Question

In the DC–DC converter shown in the figure, the current through the inductor is continuous. The switching frequency is \(500\,\text{Hz}\). 

The output voltage \(V_o\) across the load is assumed to be constant and ripple-free. 

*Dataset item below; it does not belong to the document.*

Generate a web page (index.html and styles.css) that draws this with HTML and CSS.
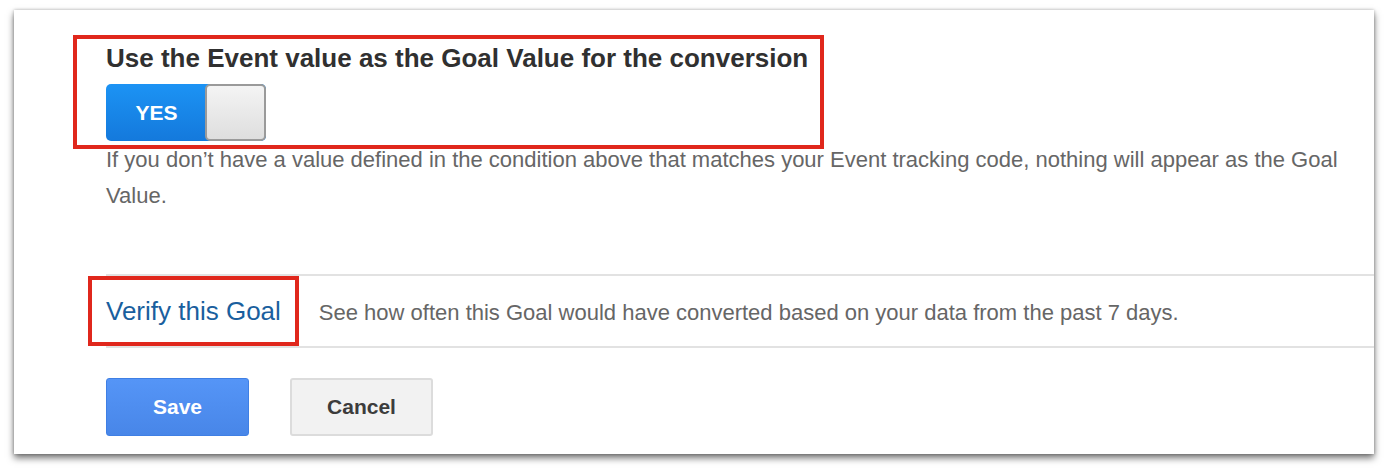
FILE: index.html
```html
<!DOCTYPE html>
<html>
<head>
<meta charset="utf-8">
<link rel="stylesheet" href="styles.css">
</head>
<body>
<div class="card">
  <div class="content">
    <h2 class="title">Use the Event value as the Goal Value for the conversion</h2>
    <div class="toggle">
      <span class="toggle-on">YES</span>
      <span class="toggle-knob"></span>
    </div>
    <p class="desc">If you don’t have a value defined in the condition above that matches your Event tracking code, nothing will appear as the Goal Value.</p>
    <div class="verify-row">
      <a class="verify-link">Verify this Goal</a>
      <span class="verify-text">See how often this Goal would have converted based on your data from the past 7 days.</span>
    </div>
    <div class="actions">
      <button class="btn btn-save">Save</button>
      <button class="btn btn-cancel">Cancel</button>
    </div>
  </div>
  <div class="mark mark-top"></div>
  <div class="mark mark-verify"></div>
</div>
</body>
</html>
```
FILE: styles.css
```css
html, body {
  margin: 0;
  padding: 0;
  background: #ffffff;
}
body {
  padding: 10px 14px 18px 14px;
  min-height: 472px;
  box-sizing: border-box;
  font-family: "Liberation Sans", Arial, sans-serif;
}
.card {
  position: relative;
  width: 1360px;
  height: 444px;
  background: #ffffff;
  box-shadow: 0 4px 7px rgba(0,0,0,0.55), 0 0 3px rgba(0,0,0,0.25);
  box-sizing: border-box;
}
.content {
  padding: 33px 0 0 92px;
}
.title {
  margin: 0;
  font-size: 26px;
  line-height: 30px;
  font-weight: bold;
  color: #303030;
}
.toggle {
  margin-top: 11px;
  width: 160px;
  height: 57px;
  display: flex;
  border-radius: 5px;
  background: linear-gradient(#1c93f4, #1479dc);
  box-sizing: border-box;
}
.toggle-on {
  width: 97px;
  display: flex;
  align-items: center;
  justify-content: center;
  color: #ffffff;
  font-weight: bold;
  font-size: 21px;
  padding-left: 2px;
}
.toggle-knob {
  flex: 1;
  border: 2px solid #9a9a9a;
  border-radius: 5px;
  background: linear-gradient(#f4f4f4, #dedede);
}
.desc {
  margin: 1px 0 0 0;
  font-size: 22px;
  line-height: 36px;
  color: #666666;
}
.verify-row {
  margin-top: 60px;
  height: 70px;
  border-top: 2px solid #e2e2e2;
  border-bottom: 2px solid #e2e2e2;
  display: flex;
  align-items: baseline;
  line-height: 70px;
}
.verify-link {
  font-size: 26px;
  color: #1a5f9e;
  margin-right: 38px;
}
.verify-text {
  font-size: 22px;
  color: #666666;
}
.actions {
  margin-top: 30px;
  display: flex;
  gap: 41px;
}
.btn {
  width: 143px;
  height: 58px;
  border-radius: 3px;
  font-family: "Liberation Sans", Arial, sans-serif;
  font-size: 21px;
  font-weight: bold;
  box-sizing: border-box;
  padding: 0;
}
.btn-save {
  background: linear-gradient(#5595f7, #4886e8);
  border: 1px solid #3f7fe4;
  color: #ffffff;
}
.btn-cancel {
  background: #f2f2f2;
  border: 2px solid #dcdcdc;
  color: #3c3c3c;
}
.mark {
  position: absolute;
  border: 4px solid #e0271c;
  box-sizing: border-box;
}
.mark-top {
  left: 59px;
  top: 25px;
  width: 751px;
  height: 114px;
}
.mark-verify {
  left: 74px;
  top: 266px;
  width: 211px;
  height: 70px;
}
```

The peak value of the inductor current (in amperes) is __________ (rounded off to the nearest integer). 

 

Hint:

For boost converters, calculate the ripple current using \( \Delta I_L = \frac{V_i D}{f_s L} \) and add it to the average current to find the peak value.

Answer 1

Step 1: Determine the duty ratio

For a boost converter, the output voltage is related to the input voltage by:

\[ V_o = \frac{V_s}{1-\alpha} \]

\[ 40 = \frac{20}{1-\alpha} \]

\[ \alpha = 0.5 \]

---

Step 2: Calculate load current

\[ I_o = \frac{V_o}{R} = \frac{40}{10} = 4\ \text{A} \]

---

Step 3: Average inductor current

For a boost converter operating in CCM:

\[ I_L = \frac{I_o}{1-\alpha} \]

\[ I_L = \frac{4}{1-0.5} = 8\ \text{A} \]

---

Step 4: Inductor current ripple

The peak-to-peak inductor current ripple is:

\[ \Delta I_L = \frac{\alpha V_s}{fL} \]

\[ \Delta I_L = \frac{0.5 \times 20}{500 \times 2 \times 10^{-3}} = 10\ \text{A} \]

---

Step 5: Peak inductor current

\[ I_{\text{peak}} = I_L + \frac{\Delta I_L}{2} \]

\[ I_{\text{peak}} = 8 + \frac{10}{2} = 13\ \text{A} \]

---

Final Answer:

Peak inductor current = 13 A